When we retired to Floyd County in 2004, I told wife Amy that we should see days with lower humidity and heat thn the 32 years we endured in the National Capital Region of Washington, DC, and on the Mississippi River in the St. Louis metro area (her hometown, where we met and where I reported from for a dozen years before.
I remembered the 1960s, when I lived in Floyd County during high school years. I drove a car without air conditioning and most homes in the county did not have air. The summers were much milder than they are now. Consider it another part of Global Warming. Oops. I forgot. This is a county controlled by Repubican extremists who claim Global Warming and Climate Change do not exist.
Well, it does exits and we saw much of it during July after a cooler than normal Spring and a winter where the lows, for the first time in two decades, fell well below zero.
Lingering problems from the severe blood and muscular infections that could have cost me my left leg from the knee down are keeping me off motorcycles for the time being and it’s too damn hot on too many days to ride with the top down in convertibles. Unlike the 60s, most vehicles — and homes — in Floyd County and Southwestern Virginia now have air conditioning.
My adult daughter and her husband have moved back to the St. Louis area after several years in the Seatlle area and has been suffering iin the oppressive heat and storms that have gripped the midwest. Misery, it seems, has company in our family.

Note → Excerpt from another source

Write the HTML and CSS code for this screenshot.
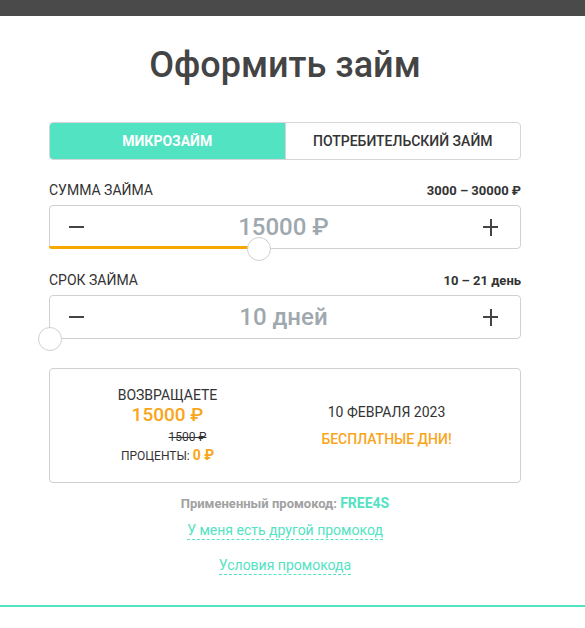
FILE: index.html
```html
<!DOCTYPE html>
<html>
<head>
	<meta charset="utf-8">
	<title>Оформить займ</title>
	<link rel="stylesheet" href="styles.css">
</head>
<body>
<div class="topbar"></div>
<div class="page">
	<h1 class="title">Оформить займ</h1>

	<div class="tabs">
		<a class="tab on" href="javascript:void(0)">МИКРОЗАЙМ</a>
		<a class="tab" href="javascript:void(0)">ПОТРЕБИТЕЛЬСКИЙ ЗАЙМ</a>
	</div>

	<div class="field">
		<div class="field-head">
			<span class="label">СУММА ЗАЙМА</span>
			<span class="range">3000 – 30000 ₽</span>
		</div>
		<div class="stepper">
			<a class="minus" href="javascript:void(0)"></a>
			<span class="value">15000 ₽</span>
			<a class="plus" href="javascript:void(0)"></a>
			<div class="track" style="width: 209px"></div>
			<div class="thumb" style="left: 197px"></div>
		</div>
	</div>

	<div class="field">
		<div class="field-head">
			<span class="label">СРОК ЗАЙМА</span>
			<span class="range">10 – 21 день</span>
		</div>
		<div class="stepper">
			<a class="minus" href="javascript:void(0)"></a>
			<span class="value">10 дней</span>
			<a class="plus" href="javascript:void(0)"></a>
			<div class="thumb" style="left: -12px"></div>
		</div>
	</div>

	<div class="summary">
		<div class="col">
			<div class="caption">ВОЗВРАЩАЕТЕ</div>
			<div class="total">15000 ₽</div>
			<div class="old">1500 ₽</div>
			<div class="percent">ПРОЦЕНТЫ: <b>0 ₽</b></div>
		</div>
		<div class="col">
			<div class="date">10 ФЕВРАЛЯ 2023</div>
			<div class="free">БЕСПЛАТНЫЕ ДНИ!</div>
		</div>
	</div>

	<div class="promo">
		<p class="applied">Примененный промокод: <span>FREE4S</span></p>
		<a class="dashed" href="javascript:void(0)">У меня есть другой промокод</a>
		<a class="dashed" href="javascript:void(0)">Условия промокода</a>
	</div>
</div>
<div class="bottomline"></div>
</body>
</html>
```

FILE: styles.css
```css
* {
	padding: 0px;
	margin: 0px;
	box-sizing: border-box;
}
body {
	font-family: Roboto, "Noto Sans", sans-serif;
	color: #333;
	background: #fff;
}
a {
	text-decoration: none;
}

.topbar {
	height: 16px;
	background: #4a4a4a;
}
.page {
	width: 570px;
	padding: 0 49px;
}
.title {
	font-size: 36px;
	font-weight: 500;
	color: #444;
	text-align: center;
	line-height: 44px;
	padding-top: 27px;
}

/* tabs */
.tabs {
	display: flex;
	margin-top: 35px;
	height: 38px;
	border: 1px solid #d6d6d6;
	border-radius: 4px;
	overflow: hidden;
}
.tab {
	flex: 1;
	display: flex;
	align-items: center;
	justify-content: center;
	font-size: 14px;
	font-weight: 500;
	color: #333;
}
.tab.on {
	background: #52e3c2;
	color: #fff;
	font-weight: 700;
	border-right: 1px solid #d6d6d6;
}

/* fields */
.field {
	margin-top: 22px;
}
.field + .field {
	margin-top: 23px;
}
.field-head {
	display: flex;
	justify-content: space-between;
	align-items: baseline;
	line-height: 16px;
}
.label {
	font-size: 14px;
	color: #333;
}
.range {
	font-size: 13px;
	font-weight: 700;
	color: #333;
}
.stepper {
	position: relative;
	margin-top: 6px;
	height: 44px;
	border: 1px solid #d0d0d0;
	border-radius: 4px;
	display: flex;
	align-items: center;
	justify-content: space-between;
	padding: 0 22px 0 19px;
}
.minus, .plus {
	position: relative;
	width: 15px;
	height: 15px;
}
.minus:before, .plus:before, .plus:after {
	content: '';
	position: absolute;
	background: #444;
}
.minus:before, .plus:before {
	left: 0;
	top: 6px;
	width: 15px;
	height: 2px;
}
.plus:after {
	left: 6.5px;
	top: -1px;
	width: 2px;
	height: 17px;
}
.value {
	font-size: 24px;
	font-weight: 500;
	color: #9ea8ae;
}
.track {
	position: absolute;
	left: -1px;
	bottom: -1px;
	height: 3px;
	background: #f7a800;
	border-bottom-left-radius: 4px;
}
.thumb {
	position: absolute;
	bottom: -13px;
	width: 24px;
	height: 24px;
	border: 1px solid #cfcfcf;
	border-radius: 50%;
	background: #fff;
}

/* summary */
.summary {
	margin-top: 29px;
	height: 115px;
	border: 1px solid #d0d0d0;
	border-radius: 4px;
	display: flex;
	padding: 0 24px 0 8px;
	text-align: center;
}
.summary .col {
	flex: 1;
	display: flex;
	flex-direction: column;
	justify-content: center;
	align-items: center;
}
.caption {
	font-size: 14px;
	line-height: 16px;
	color: #333;
}
.total {
	font-size: 19px;
	font-weight: 500;
	line-height: 24px;
	color: #f9a51a;
}
.old {
	font-size: 12px;
	line-height: 15px;
	margin-top: 3px;
	margin-left: 40px;
	text-decoration: line-through;
	color: #333;
}
.percent {
	margin-top: 1px;
	font-size: 12px;
	line-height: 18px;
	color: #333;
}
.percent b {
	font-size: 14px;
	color: #f9a51a;
}
.date {
	font-size: 14px;
	line-height: 16px;
	color: #333;
}
.free {
	margin-top: 11px;
	font-size: 14px;
	font-weight: 500;
	line-height: 16px;
	color: #f9a51a;
}

/* promo */
.promo {
	margin-top: 12px;
	display: flex;
	flex-direction: column;
	align-items: center;
}
.applied {
	font-size: 13px;
	font-weight: 700;
	color: #a1a1a1;
	line-height: 16px;
}
.applied span {
	font-size: 14px;
	color: #52e3c2;
}
.dashed {
	margin-top: 10px;
	font-size: 14px;
	line-height: 17px;
	color: #52e3c2;
	border-bottom: 1px dashed #52e3c2;
}
.dashed + .dashed {
	margin-top: 17px;
}

.bottomline {
	margin-top: 30px;
	height: 2px;
	background: #52e3c2;
}
```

Assuming the forecasts from the National Weather Service office in Blacksburg is accuate, always a questionable assumption, the weather in this areas is expecterd to be in the upper 70s for today and Wednesday and Thursday,, followed by a drop into the lower 70s with rain on Thursday and thunderstorms on Friday.
Then back into the 80s on Saturday and thunderstorms on Sunday and Monday.
Welcome to August, another month of bad hair days for Mother Nature.